[PROBLEM STATEMENT] Without the pictures, write out all the lines below exactly as they appear.

[DATA EXCERPT]
'''
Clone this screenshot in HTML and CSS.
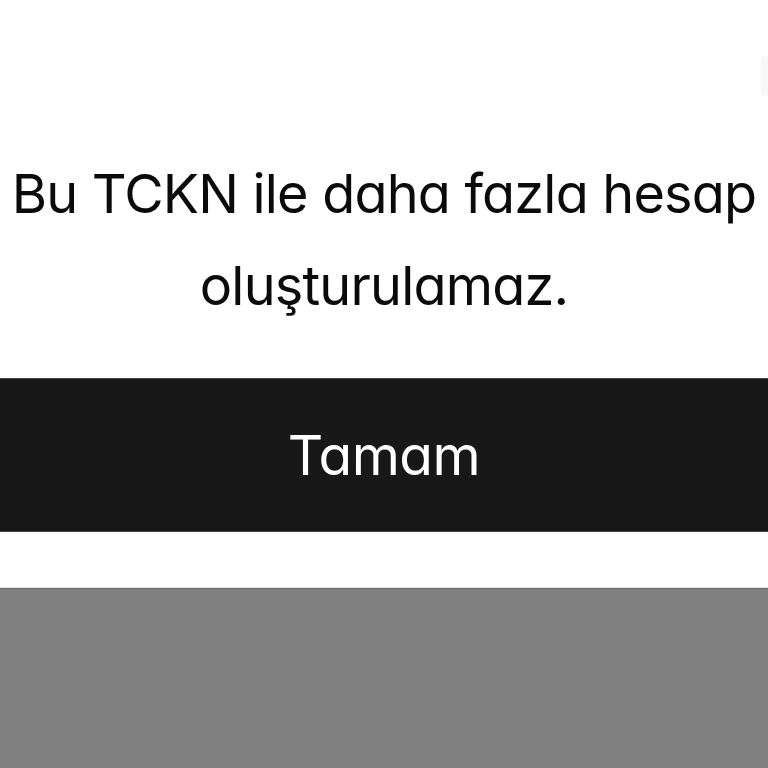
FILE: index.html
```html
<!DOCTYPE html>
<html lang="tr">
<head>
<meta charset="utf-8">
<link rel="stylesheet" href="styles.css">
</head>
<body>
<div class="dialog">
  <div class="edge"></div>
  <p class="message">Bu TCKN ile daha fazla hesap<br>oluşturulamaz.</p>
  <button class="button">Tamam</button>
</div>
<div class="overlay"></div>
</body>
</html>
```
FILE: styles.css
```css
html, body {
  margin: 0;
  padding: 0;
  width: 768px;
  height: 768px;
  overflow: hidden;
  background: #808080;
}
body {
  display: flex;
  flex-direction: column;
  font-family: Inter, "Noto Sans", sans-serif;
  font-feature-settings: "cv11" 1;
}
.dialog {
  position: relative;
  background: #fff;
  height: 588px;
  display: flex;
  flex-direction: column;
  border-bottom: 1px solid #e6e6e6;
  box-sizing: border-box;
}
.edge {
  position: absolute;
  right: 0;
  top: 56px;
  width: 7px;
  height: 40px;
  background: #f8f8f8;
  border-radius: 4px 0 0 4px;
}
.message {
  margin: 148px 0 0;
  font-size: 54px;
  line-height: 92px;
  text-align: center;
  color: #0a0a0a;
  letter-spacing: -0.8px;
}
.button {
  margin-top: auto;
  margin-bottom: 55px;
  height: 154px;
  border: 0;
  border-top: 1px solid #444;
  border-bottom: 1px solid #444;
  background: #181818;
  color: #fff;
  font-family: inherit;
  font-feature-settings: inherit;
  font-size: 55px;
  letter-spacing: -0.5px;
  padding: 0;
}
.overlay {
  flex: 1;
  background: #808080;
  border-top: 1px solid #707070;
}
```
'''
[SOLUTION TO THIS PROBLEM]
Clone this screenshot in HTML and CSS.
FILE: index.html
```html
<!DOCTYPE html>
<html lang="tr">
<head>
<meta charset="utf-8">
<link rel="stylesheet" href="styles.css">
</head>
<body>
<div class="dialog">
  <div class="edge"></div>
  <p class="message">Bu TCKN ile daha fazla hesap<br>oluşturulamaz.</p>
  <button class="button">Tamam</button>
</div>
<div class="overlay"></div>
</body>
</html>
```
FILE: styles.css
```css
html, body {
  margin: 0;
  padding: 0;
  width: 768px;
  height: 768px;
  overflow: hidden;
  background: #808080;
}
body {
  display: flex;
  flex-direction: column;
  font-family: Inter, "Noto Sans", sans-serif;
  font-feature-settings: "cv11" 1;
}
.dialog {
  position: relative;
  background: #fff;
  height: 588px;
  display: flex;
  flex-direction: column;
  border-bottom: 1px solid #e6e6e6;
  box-sizing: border-box;
}
.edge {
  position: absolute;
  right: 0;
  top: 56px;
  width: 7px;
  height: 40px;
  background: #f8f8f8;
  border-radius: 4px 0 0 4px;
}
.message {
  margin: 148px 0 0;
  font-size: 54px;
  line-height: 92px;
  text-align: center;
  color: #0a0a0a;
  letter-spacing: -0.8px;
}
.button {
  margin-top: auto;
  margin-bottom: 55px;
  height: 154px;
  border: 0;
  border-top: 1px solid #444;
  border-bottom: 1px solid #444;
  background: #181818;
  color: #fff;
  font-family: inherit;
  font-feature-settings: inherit;
  font-size: 55px;
  letter-spacing: -0.5px;
  padding: 0;
}
.overlay {
  flex: 1;
  background: #808080;
  border-top: 1px solid #707070;
}
```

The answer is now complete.